A chance to earn a 25% bonus sounds a bit iffy to me. Looks like this product may be a tracker bond. You should read up on some of the comments on such products before deciding that it's for you. Before picking on individual products you really need to review/understand your short, medium and long term savings/investments goals and only then look for products that match those requirements. Not the other way around. Have you read the key topics that I linked to earlier in particular the AAM and IFSRA guides to savings & investments?
 
Thanks Clubman,

I have read up on your earlier posts and advice too. I have recently spoke to an AIB customer service rep and as stupid as this question is-if I open the regular saver account and save the max of €300 a month for at least three years-how much interest will I have gained?

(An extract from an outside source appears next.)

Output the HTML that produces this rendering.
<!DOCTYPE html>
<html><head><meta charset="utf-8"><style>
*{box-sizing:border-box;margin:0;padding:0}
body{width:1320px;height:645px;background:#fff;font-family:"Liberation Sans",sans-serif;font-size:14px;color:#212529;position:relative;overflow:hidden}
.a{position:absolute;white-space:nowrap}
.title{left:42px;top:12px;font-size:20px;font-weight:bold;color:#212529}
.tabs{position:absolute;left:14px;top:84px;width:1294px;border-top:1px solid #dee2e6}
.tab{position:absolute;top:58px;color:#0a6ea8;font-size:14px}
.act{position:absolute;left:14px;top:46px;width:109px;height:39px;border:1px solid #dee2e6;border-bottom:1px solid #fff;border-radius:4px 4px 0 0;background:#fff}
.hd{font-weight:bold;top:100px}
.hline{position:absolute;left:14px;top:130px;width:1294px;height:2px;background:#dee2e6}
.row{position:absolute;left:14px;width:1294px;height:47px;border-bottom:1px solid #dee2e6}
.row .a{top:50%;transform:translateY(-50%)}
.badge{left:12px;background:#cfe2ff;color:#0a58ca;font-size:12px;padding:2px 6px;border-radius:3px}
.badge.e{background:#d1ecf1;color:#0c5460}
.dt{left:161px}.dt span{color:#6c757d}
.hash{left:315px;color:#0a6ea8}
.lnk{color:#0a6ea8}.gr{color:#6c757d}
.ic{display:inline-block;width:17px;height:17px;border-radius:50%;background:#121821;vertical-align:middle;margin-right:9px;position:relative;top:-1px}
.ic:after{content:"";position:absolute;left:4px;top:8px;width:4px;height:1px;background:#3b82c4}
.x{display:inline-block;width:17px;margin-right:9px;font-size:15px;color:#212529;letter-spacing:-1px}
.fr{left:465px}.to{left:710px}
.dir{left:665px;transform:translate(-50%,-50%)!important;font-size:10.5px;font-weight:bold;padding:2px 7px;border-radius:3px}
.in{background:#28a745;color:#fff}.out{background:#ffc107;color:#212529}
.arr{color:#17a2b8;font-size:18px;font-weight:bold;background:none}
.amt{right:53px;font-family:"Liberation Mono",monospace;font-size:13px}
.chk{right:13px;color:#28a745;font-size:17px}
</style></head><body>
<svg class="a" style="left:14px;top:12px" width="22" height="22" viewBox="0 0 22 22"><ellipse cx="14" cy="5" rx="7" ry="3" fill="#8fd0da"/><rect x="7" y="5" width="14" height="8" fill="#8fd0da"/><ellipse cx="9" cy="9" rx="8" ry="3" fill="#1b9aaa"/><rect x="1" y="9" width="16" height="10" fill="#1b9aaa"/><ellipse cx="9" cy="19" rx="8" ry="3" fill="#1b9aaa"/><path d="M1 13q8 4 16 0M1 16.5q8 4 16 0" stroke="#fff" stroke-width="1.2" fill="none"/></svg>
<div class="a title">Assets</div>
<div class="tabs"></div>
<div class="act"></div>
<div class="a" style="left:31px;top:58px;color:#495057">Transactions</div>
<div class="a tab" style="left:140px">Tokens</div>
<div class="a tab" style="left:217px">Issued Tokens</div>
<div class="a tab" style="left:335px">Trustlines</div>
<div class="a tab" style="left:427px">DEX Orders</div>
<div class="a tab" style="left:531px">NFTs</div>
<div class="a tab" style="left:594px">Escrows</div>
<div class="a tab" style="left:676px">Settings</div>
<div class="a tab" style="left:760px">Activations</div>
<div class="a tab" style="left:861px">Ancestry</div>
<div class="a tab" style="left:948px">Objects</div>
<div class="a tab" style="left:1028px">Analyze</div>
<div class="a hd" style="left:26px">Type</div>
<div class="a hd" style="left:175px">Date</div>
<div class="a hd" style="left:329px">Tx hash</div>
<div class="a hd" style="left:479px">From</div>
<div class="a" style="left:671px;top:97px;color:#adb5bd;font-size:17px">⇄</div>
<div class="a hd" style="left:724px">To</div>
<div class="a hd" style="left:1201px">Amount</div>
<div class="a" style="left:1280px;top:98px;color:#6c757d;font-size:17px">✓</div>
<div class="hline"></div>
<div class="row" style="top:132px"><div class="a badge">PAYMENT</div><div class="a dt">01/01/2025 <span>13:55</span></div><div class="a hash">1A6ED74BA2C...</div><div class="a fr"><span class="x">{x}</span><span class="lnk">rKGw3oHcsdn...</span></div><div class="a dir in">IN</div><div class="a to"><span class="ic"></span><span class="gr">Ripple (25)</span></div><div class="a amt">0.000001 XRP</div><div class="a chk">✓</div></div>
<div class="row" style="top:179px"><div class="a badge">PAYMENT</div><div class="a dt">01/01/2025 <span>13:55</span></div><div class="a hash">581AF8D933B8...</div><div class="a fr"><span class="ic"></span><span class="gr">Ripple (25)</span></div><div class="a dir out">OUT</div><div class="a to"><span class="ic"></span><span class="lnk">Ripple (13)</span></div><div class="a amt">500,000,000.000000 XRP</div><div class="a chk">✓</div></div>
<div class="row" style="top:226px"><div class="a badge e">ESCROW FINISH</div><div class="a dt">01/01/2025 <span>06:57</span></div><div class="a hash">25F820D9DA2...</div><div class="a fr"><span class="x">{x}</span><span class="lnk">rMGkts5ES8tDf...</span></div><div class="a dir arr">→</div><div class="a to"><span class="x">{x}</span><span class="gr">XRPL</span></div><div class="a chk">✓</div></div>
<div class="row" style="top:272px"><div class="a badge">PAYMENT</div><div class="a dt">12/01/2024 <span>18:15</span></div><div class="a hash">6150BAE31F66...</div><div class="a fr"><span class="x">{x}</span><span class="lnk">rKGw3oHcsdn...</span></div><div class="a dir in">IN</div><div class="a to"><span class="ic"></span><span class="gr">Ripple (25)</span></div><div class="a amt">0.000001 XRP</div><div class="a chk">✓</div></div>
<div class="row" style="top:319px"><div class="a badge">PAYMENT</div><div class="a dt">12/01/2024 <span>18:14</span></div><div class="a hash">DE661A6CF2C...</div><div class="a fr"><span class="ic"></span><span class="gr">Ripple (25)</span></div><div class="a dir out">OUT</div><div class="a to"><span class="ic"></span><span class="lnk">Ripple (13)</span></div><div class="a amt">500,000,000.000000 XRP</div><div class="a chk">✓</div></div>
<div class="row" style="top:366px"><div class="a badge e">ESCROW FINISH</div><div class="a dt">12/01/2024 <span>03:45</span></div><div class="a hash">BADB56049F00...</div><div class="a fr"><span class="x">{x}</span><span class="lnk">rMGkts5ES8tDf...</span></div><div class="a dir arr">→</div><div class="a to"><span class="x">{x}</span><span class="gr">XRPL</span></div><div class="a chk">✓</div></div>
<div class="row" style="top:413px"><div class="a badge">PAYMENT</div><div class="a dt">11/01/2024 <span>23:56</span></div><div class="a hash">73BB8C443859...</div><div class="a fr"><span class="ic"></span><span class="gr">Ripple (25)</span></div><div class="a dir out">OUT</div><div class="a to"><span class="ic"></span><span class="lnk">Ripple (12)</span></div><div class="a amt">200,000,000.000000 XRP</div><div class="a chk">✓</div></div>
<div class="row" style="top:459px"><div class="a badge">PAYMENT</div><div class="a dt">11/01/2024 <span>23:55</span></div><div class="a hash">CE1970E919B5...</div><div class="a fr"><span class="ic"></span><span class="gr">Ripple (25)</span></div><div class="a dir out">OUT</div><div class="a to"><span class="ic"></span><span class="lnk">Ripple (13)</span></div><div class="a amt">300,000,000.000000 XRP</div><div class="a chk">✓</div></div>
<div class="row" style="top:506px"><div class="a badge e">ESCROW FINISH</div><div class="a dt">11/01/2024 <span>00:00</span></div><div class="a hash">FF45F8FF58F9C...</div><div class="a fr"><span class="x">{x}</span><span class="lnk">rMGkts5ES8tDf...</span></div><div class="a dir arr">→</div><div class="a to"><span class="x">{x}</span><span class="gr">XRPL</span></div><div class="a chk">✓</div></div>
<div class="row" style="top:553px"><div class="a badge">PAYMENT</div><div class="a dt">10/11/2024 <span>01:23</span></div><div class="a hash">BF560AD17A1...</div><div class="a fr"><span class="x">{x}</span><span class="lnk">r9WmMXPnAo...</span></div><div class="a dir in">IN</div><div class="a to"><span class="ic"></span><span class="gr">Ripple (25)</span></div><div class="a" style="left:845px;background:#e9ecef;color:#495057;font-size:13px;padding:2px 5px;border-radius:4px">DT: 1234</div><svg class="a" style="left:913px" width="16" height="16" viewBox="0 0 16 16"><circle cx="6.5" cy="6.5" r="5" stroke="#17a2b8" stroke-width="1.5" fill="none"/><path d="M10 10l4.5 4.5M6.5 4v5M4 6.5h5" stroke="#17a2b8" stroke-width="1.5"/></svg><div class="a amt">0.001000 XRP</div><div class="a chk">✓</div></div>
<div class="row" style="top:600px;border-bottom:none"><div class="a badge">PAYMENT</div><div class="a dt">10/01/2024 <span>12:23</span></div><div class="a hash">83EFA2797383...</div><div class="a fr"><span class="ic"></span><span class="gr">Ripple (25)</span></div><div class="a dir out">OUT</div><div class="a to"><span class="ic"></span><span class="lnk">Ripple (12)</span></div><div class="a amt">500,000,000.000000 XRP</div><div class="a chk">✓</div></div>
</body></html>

I am very confused on this ECB+2.5%. Am I correct in saying that for the first 18 months, I am guaranteed ~ 6% interest in my €300 monthly lodgements and after the 18 months, I will only get ECB interest.

Thanking you in advance.
 
I was reading about Rado Direct new interest offer. When does one need to open an account with them in order to qualify for the 4.75% interest
 
Quote from www.rabodirect.ie:

However, from the 1st of January 2007 to the 31st of December 2007 we will be offering our customers a variable rate of 4.75%* on savings from €1 up to €10,000. Balances from €10,000 up to €1 million will get a variable rate of 3.70%** on their savings. Standard variable rates will apply thereafter.
 
Hi Globy, I'm a student as well. I don't think you should 'invest' in a savings account. At your age you should have a very high risk tolerance, putting money in savings accounts or bonds is more suitable for people approaching retirement. Also note that these methods rarely beat inflation, especially after taxes.

IMHO you should put the money into index funds, maybe with a small percentage in bond funds. Try to diversify these positions as well, maybe over different markets, currencies and capitalisations.